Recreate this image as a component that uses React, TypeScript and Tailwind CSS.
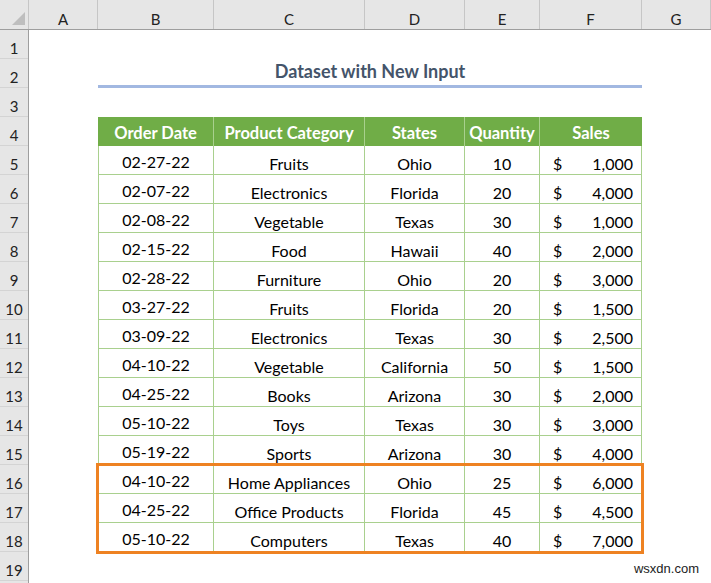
import React from "react";

const cols = ["A", "B", "C", "D", "E", "F", "G"];
const colW = ["w-[69px]", "w-[116px]", "w-[151px]", "w-[100px]", "w-[75px]", "w-[102px]", "w-[69px]"];

const data: [string, string, string, string, string][] = [
  ["02-27-22", "Fruits", "Ohio", "10", "1,000"],
  ["02-07-22", "Electronics", "Florida", "20", "4,000"],
  ["02-08-22", "Vegetable", "Texas", "30", "1,000"],
  ["02-15-22", "Food", "Hawaii", "40", "2,000"],
  ["02-28-22", "Furniture", "Ohio", "20", "3,000"],
  ["03-27-22", "Fruits", "Florida", "20", "1,500"],
  ["03-09-22", "Electronics", "Texas", "30", "2,500"],
  ["04-10-22", "Vegetable", "California", "50", "1,500"],
  ["04-25-22", "Books", "Arizona", "30", "2,000"],
  ["05-10-22", "Toys", "Texas", "30", "3,000"],
  ["05-19-22", "Sports", "Arizona", "30", "4,000"],
  ["04-10-22", "Home Appliances", "Ohio", "25", "6,000"],
  ["04-25-22", "Office Products", "Florida", "45", "4,500"],
  ["05-10-22", "Computers", "Texas", "40", "7,000"],
];

function DataRow({ r }: { r: [string, string, string, string, string] }) {
  const cell = "h-[29px] border-b border-r border-[#A9D08E] flex justify-center text-[16px] text-black";
  return (
    <div className="flex">
      <div className={`${cell} w-[116px] border-l pt-[4px] leading-[23px]`}>{r[0]}</div>
      <div className={`${cell} w-[151px] pt-[6px] leading-[23px]`}>{r[1]}</div>
      <div className={`${cell} w-[100px] pt-[6px] leading-[23px]`}>{r[2]}</div>
      <div className={`${cell} w-[75px] pt-[6px] leading-[23px]`}>{r[3]}</div>
      <div className="h-[29px] border-b border-r border-[#A9D08E] flex justify-between w-[102px] pl-[13px] pr-[8px] pt-[6px] leading-[23px] text-[16px] text-black">
        <span>$</span>
        <span>{r[4]}</span>
      </div>
    </div>
  );
}

export default function App() {
  const rowNums = Array.from({ length: 19 }, (_, i) => i + 1);
  return (
    <div className="w-[711px] h-[583px] overflow-hidden bg-white relative" style={{ fontFamily: "Lato, 'Open Sans', sans-serif" }}>
      {/* column headers */}
      <div className="flex h-[30px] bg-[#E6E6E6] border-b border-[#9E9E9E]">
        <div className="w-[29px] h-full border-r border-[#C6C6C6] flex items-end justify-end pr-[3px] pb-[4px]">
          <svg width="13" height="13" viewBox="0 0 13 13">
            <polygon points="13,0 13,13 0,13" fill="#BEBEBE" />
          </svg>
        </div>
        {cols.map((c, i) => (
          <div
            key={c}
            className={`${colW[i]} h-full border-r border-[#C6C6C6] flex justify-center pt-[9px] text-[15px] leading-[20px] text-[#222]`}
          >
            {c}
          </div>
        ))}
      </div>

      <div className="flex">
        {/* row headers */}
        <div className="w-[29px] flex flex-col bg-[#E6E6E6] border-r border-[#9E9E9E]">
          {rowNums.map((n) => (
            <div key={n} className="h-[29px] shrink-0 border-b border-[#D4D4D4] flex justify-center pt-[8px] leading-[20px] text-[15px] text-[#222]">
              {n}
            </div>
          ))}
          <div className="h-[29px] shrink-0" />
        </div>

        {/* column A */}
        <div className="w-[69px]" />

        {/* B-F block */}
        <div className="w-[544px] flex flex-col">
          <div className="h-[29px]" />
          <div className="h-[29px] border-b-[3px] border-[#A2B8E1] flex justify-center items-end pb-[3px] text-[18px] font-bold text-[#44546A] leading-[22px]">
            Dataset with New Input
          </div>
          <div className="h-[29px]" />
          <div className="flex h-[29px] bg-[#70AD47] text-white font-bold text-[16.5px] leading-[22px]">
            <div className="w-[116px] border-r border-[#A9D08E] flex justify-center pt-[5px]">Order Date</div>
            <div className="w-[151px] border-r border-[#A9D08E] flex justify-center pt-[5px]">Product Category</div>
            <div className="w-[100px] border-r border-[#A9D08E] flex justify-center pt-[5px]">States</div>
            <div className="w-[75px] border-r border-[#A9D08E] flex justify-center pt-[5px]">Quantity</div>
            <div className="w-[102px] flex justify-center pt-[5px]">Sales</div>
          </div>
          {data.slice(0, 11).map((r, i) => (
            <DataRow key={i} r={r} />
          ))}
          <div className="outline-[3px] outline-solid outline-[#EE8222] -outline-offset-1">
            {data.slice(11).map((r, i) => (
              <DataRow key={i} r={r} />
            ))}
          </div>
        </div>

        {/* column G */}
        <div className="w-[69px]" />
      </div>

      <div className="absolute right-[12px] bottom-[5px] text-[13px] text-[#222]" style={{ fontFamily: "'Liberation Sans', sans-serif" }}>
        wsxdn.com
      </div>
    </div>
  );
}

----

__BRIEF__.
From the data, list each line in which the string "React" appears.

__ANSWER TO THIS TASK__.
Recreate this image as a component that uses React, TypeScript and Tailwind CSS.
import React from "react";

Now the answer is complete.